*What you have to do*.
Tally the lines in the listing below that contain "index" and report the tally alone.

*Information shown*.
------------------------------------------------------------

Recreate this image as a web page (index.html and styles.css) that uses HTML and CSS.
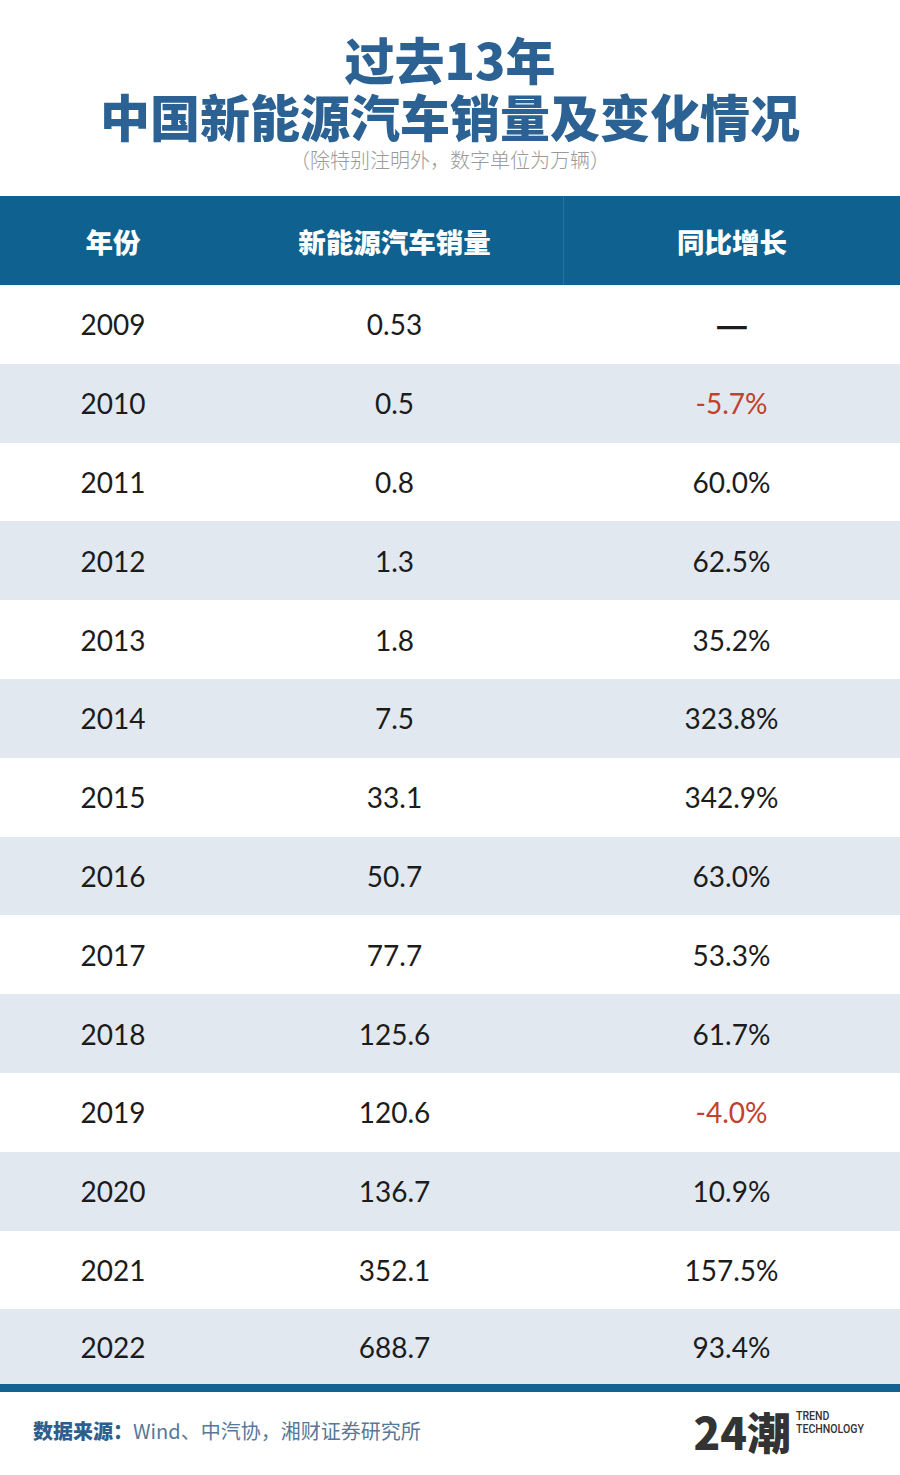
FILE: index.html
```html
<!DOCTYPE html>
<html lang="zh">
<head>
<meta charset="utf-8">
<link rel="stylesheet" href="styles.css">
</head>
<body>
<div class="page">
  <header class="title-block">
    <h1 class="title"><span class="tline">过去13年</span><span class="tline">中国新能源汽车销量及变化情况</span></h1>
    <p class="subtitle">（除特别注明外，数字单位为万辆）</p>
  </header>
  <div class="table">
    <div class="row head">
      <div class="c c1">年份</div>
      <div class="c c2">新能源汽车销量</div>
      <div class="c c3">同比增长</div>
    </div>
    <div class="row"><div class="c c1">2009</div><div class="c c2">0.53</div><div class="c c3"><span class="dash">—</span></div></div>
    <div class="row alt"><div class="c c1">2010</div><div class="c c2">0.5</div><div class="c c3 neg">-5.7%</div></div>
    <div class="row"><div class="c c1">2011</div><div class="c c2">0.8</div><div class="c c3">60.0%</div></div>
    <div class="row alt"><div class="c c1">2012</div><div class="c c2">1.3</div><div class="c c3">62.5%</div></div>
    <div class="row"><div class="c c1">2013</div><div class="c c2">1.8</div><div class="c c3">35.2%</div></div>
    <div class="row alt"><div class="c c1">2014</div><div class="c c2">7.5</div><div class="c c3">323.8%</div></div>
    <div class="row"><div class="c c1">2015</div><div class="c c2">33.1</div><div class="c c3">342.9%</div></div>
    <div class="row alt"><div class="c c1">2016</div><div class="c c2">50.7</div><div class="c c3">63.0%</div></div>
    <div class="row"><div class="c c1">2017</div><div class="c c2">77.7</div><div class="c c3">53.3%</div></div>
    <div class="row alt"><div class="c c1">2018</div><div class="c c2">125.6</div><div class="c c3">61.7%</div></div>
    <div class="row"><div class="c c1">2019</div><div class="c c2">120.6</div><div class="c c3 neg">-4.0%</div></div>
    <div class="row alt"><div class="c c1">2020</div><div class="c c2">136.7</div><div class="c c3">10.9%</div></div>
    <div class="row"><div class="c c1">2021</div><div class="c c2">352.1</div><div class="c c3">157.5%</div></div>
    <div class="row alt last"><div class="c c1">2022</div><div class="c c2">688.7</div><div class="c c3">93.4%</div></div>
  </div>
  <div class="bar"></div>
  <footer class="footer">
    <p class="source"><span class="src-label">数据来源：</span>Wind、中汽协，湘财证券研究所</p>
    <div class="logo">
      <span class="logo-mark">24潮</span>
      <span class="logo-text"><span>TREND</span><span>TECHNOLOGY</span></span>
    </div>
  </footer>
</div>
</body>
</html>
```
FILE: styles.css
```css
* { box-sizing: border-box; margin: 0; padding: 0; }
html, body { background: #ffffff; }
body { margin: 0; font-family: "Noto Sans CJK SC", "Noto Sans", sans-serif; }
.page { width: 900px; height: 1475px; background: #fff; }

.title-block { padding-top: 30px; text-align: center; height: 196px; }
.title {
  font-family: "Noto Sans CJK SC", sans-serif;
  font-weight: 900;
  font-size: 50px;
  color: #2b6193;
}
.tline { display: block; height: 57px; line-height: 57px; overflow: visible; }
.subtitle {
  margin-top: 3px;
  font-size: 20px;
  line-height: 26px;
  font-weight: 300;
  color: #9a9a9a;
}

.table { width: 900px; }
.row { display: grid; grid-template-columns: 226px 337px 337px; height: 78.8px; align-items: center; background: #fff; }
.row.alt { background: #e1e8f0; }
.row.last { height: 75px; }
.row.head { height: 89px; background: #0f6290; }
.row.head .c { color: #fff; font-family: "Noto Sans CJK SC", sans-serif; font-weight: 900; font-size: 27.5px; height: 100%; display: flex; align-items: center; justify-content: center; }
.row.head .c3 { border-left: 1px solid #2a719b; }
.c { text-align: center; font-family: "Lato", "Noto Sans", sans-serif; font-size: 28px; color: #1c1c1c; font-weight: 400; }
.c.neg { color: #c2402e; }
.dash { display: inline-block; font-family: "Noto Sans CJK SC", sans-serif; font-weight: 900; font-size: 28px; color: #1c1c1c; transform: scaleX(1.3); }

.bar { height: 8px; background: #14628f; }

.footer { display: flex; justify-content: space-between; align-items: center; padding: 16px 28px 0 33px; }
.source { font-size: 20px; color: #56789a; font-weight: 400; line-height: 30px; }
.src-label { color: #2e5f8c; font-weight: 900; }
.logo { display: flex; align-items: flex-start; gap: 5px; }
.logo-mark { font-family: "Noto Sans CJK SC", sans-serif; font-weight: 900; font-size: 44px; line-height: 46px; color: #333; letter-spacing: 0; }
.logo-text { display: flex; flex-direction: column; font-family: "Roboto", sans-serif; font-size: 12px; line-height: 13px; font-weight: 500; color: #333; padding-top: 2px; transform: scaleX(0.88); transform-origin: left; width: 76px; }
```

------------------------------------------------------------

*Answer to this exercise*.
2